◆ GOAL
No images are to be carried over; print all other material exactly as it stands.

◆ GIVEN MATERIAL
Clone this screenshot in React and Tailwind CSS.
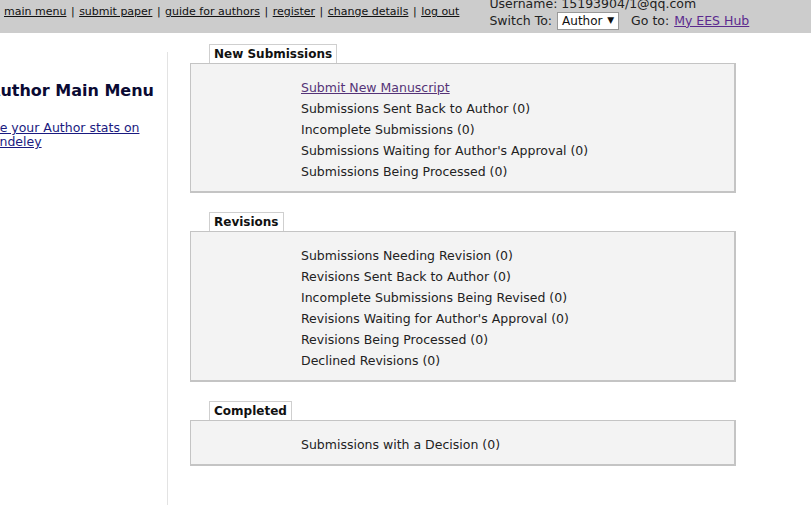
const NEW_SUBMISSIONS = [
  "Submissions Sent Back to Author (0)",
  "Incomplete Submissions (0)",
  "Submissions Waiting for Author's Approval (0)",
  "Submissions Being Processed (0)",
];

const REVISIONS = [
  "Submissions Needing Revision (0)",
  "Revisions Sent Back to Author (0)",
  "Incomplete Submissions Being Revised (0)",
  "Revisions Waiting for Author's Approval (0)",
  "Revisions Being Processed (0)",
  "Declined Revisions (0)",
];

const COMPLETED = ["Submissions with a Decision (0)"];

const NAV = ["main menu", "submit paper", "guide for authors", "register", "change details", "log out"];

function Panel({ title, children }) {
  return (
    <div className="mb-[19px]">
      <div className="ml-[19px] block h-[19px] w-fit border border-b-0 border-[#cfcfcf] bg-white px-[4px] text-[12px] font-bold leading-[18px] text-[#111]">
        {title}
      </div>
      <div className="border border-[#c4c4c4] border-b-2 border-r-2 bg-[#f3f3f3] pb-[9px] pl-[110px] pt-[13px]">
        {children}
      </div>
    </div>
  );
}

function Item({ children }) {
  return <div className="h-[21px] leading-[21px] text-[#222]">{children}</div>;
}

export default function App() {
  return (
    <div className="min-h-[520px] bg-white text-[12.5px] [font-family:'DejaVu_Sans',Verdana,sans-serif]">
      {/* top bar */}
      <div className="flex h-[33px] overflow-hidden bg-[#cccccc]">
        <div className="flex h-[25px] shrink-0 items-center whitespace-nowrap pl-[4px] text-[11px] text-[#111]">
          {NAV.map((n, i) => (
            <span key={n} className="whitespace-pre">
              <a className="underline">{n}</a>
              {i < NAV.length - 1 ? <span className="mx-px"> | </span> : ""}
            </span>
          ))}
        </div>
        <div className="ml-[30px] mt-[-4px] shrink-0 whitespace-nowrap text-[12.5px] text-[#222]">
          <div className="h-[15px] leading-[15px]">Username: 15193904/1@qq.com</div>
          <div className="flex h-[20px] items-center">
            <span>Switch To:</span>
            <div className="ml-[5px] flex h-[18px] w-[62px] items-center justify-between border border-[#999] bg-white px-[4px] text-[12px] text-[#111]">
              <span>Author</span>
              <span className="text-[9px]">▼</span>
            </div>
            <span className="ml-[12px]">Go to:</span>
            <a className="ml-[5px] text-[#5b2a8e] underline">My EES Hub</a>
          </div>
        </div>
      </div>

      <div className="flex">
        {/* sidebar */}
        <div className="mt-[19px] h-[453px] w-[168px] shrink-0 overflow-hidden border-r border-[#e3e3e3]">
          <div className="ml-[-12px] mt-[29px] whitespace-nowrap text-[16px] font-bold leading-[20px] text-[#0a0a33]">
            Author Main Menu
          </div>
          <div className="ml-[-16px] mt-[20px] leading-[14px] text-[#1a1a80]">
            <a className="block whitespace-nowrap underline">See your Author stats on</a>
            <a className="ml-[-3px] block whitespace-nowrap underline">Mendeley</a>
          </div>
        </div>

        {/* main */}
        <div className="ml-[22px] mt-[11px] w-[546px]">
          <Panel title="New Submissions">
            <Item>
              <a className="text-[#553377] underline">Submit New Manuscript</a>
            </Item>
            {NEW_SUBMISSIONS.map((t) => (
              <Item key={t}>{t}</Item>
            ))}
          </Panel>
          <Panel title="Revisions">
            {REVISIONS.map((t) => (
              <Item key={t}>{t}</Item>
            ))}
          </Panel>
          <Panel title="Completed">
            {COMPLETED.map((t) => (
              <Item key={t}>{t}</Item>
            ))}
          </Panel>
        </div>
      </div>
    </div>
  );
}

◆ EXERCISE ANSWER
Clone this screenshot in React and Tailwind CSS.
const NEW_SUBMISSIONS = [
  "Submissions Sent Back to Author (0)",
  "Incomplete Submissions (0)",
  "Submissions Waiting for Author's Approval (0)",
  "Submissions Being Processed (0)",
];

const REVISIONS = [
  "Submissions Needing Revision (0)",
  "Revisions Sent Back to Author (0)",
  "Incomplete Submissions Being Revised (0)",
  "Revisions Waiting for Author's Approval (0)",
  "Revisions Being Processed (0)",
  "Declined Revisions (0)",
];

const COMPLETED = ["Submissions with a Decision (0)"];

const NAV = ["main menu", "submit paper", "guide for authors", "register", "change details", "log out"];

function Panel({ title, children }) {
  return (
    <div className="mb-[19px]">
      <div className="ml-[19px] block h-[19px] w-fit border border-b-0 border-[#cfcfcf] bg-white px-[4px] text-[12px] font-bold leading-[18px] text-[#111]">
        {title}
      </div>
      <div className="border border-[#c4c4c4] border-b-2 border-r-2 bg-[#f3f3f3] pb-[9px] pl-[110px] pt-[13px]">
        {children}
      </div>
    </div>
  );
}

function Item({ children }) {
  return <div className="h-[21px] leading-[21px] text-[#222]">{children}</div>;
}

export default function App() {
  return (
    <div className="min-h-[520px] bg-white text-[12.5px] [font-family:'DejaVu_Sans',Verdana,sans-serif]">
      {/* top bar */}
      <div className="flex h-[33px] overflow-hidden bg-[#cccccc]">
        <div className="flex h-[25px] shrink-0 items-center whitespace-nowrap pl-[4px] text-[11px] text-[#111]">
          {NAV.map((n, i) => (
            <span key={n} className="whitespace-pre">
              <a className="underline">{n}</a>
              {i < NAV.length - 1 ? <span className="mx-px"> | </span> : ""}
            </span>
          ))}
        </div>
        <div className="ml-[30px] mt-[-4px] shrink-0 whitespace-nowrap text-[12.5px] text-[#222]">
          <div className="h-[15px] leading-[15px]">Username: 15193904/1@qq.com</div>
          <div className="flex h-[20px] items-center">
            <span>Switch To:</span>
            <div className="ml-[5px] flex h-[18px] w-[62px] items-center justify-between border border-[#999] bg-white px-[4px] text-[12px] text-[#111]">
              <span>Author</span>
              <span className="text-[9px]">▼</span>
            </div>
            <span className="ml-[12px]">Go to:</span>
            <a className="ml-[5px] text-[#5b2a8e] underline">My EES Hub</a>
          </div>
        </div>
      </div>

      <div className="flex">
        {/* sidebar */}
        <div className="mt-[19px] h-[453px] w-[168px] shrink-0 overflow-hidden border-r border-[#e3e3e3]">
          <div className="ml-[-12px] mt-[29px] whitespace-nowrap text-[16px] font-bold leading-[20px] text-[#0a0a33]">
            Author Main Menu
          </div>
          <div className="ml-[-16px] mt-[20px] leading-[14px] text-[#1a1a80]">
            <a className="block whitespace-nowrap underline">See your Author stats on</a>
            <a className="ml-[-3px] block whitespace-nowrap underline">Mendeley</a>
          </div>
        </div>

        {/* main */}
        <div className="ml-[22px] mt-[11px] w-[546px]">
          <Panel title="New Submissions">
            <Item>
              <a className="text-[#553377] underline">Submit New Manuscript</a>
            </Item>
            {NEW_SUBMISSIONS.map((t) => (
              <Item key={t}>{t}</Item>
            ))}
          </Panel>
          <Panel title="Revisions">
            {REVISIONS.map((t) => (
              <Item key={t}>{t}</Item>
            ))}
          </Panel>
          <Panel title="Completed">
            {COMPLETED.map((t) => (
              <Item key={t}>{t}</Item>
            ))}
          </Panel>
        </div>
      </div>
    </div>
  );
}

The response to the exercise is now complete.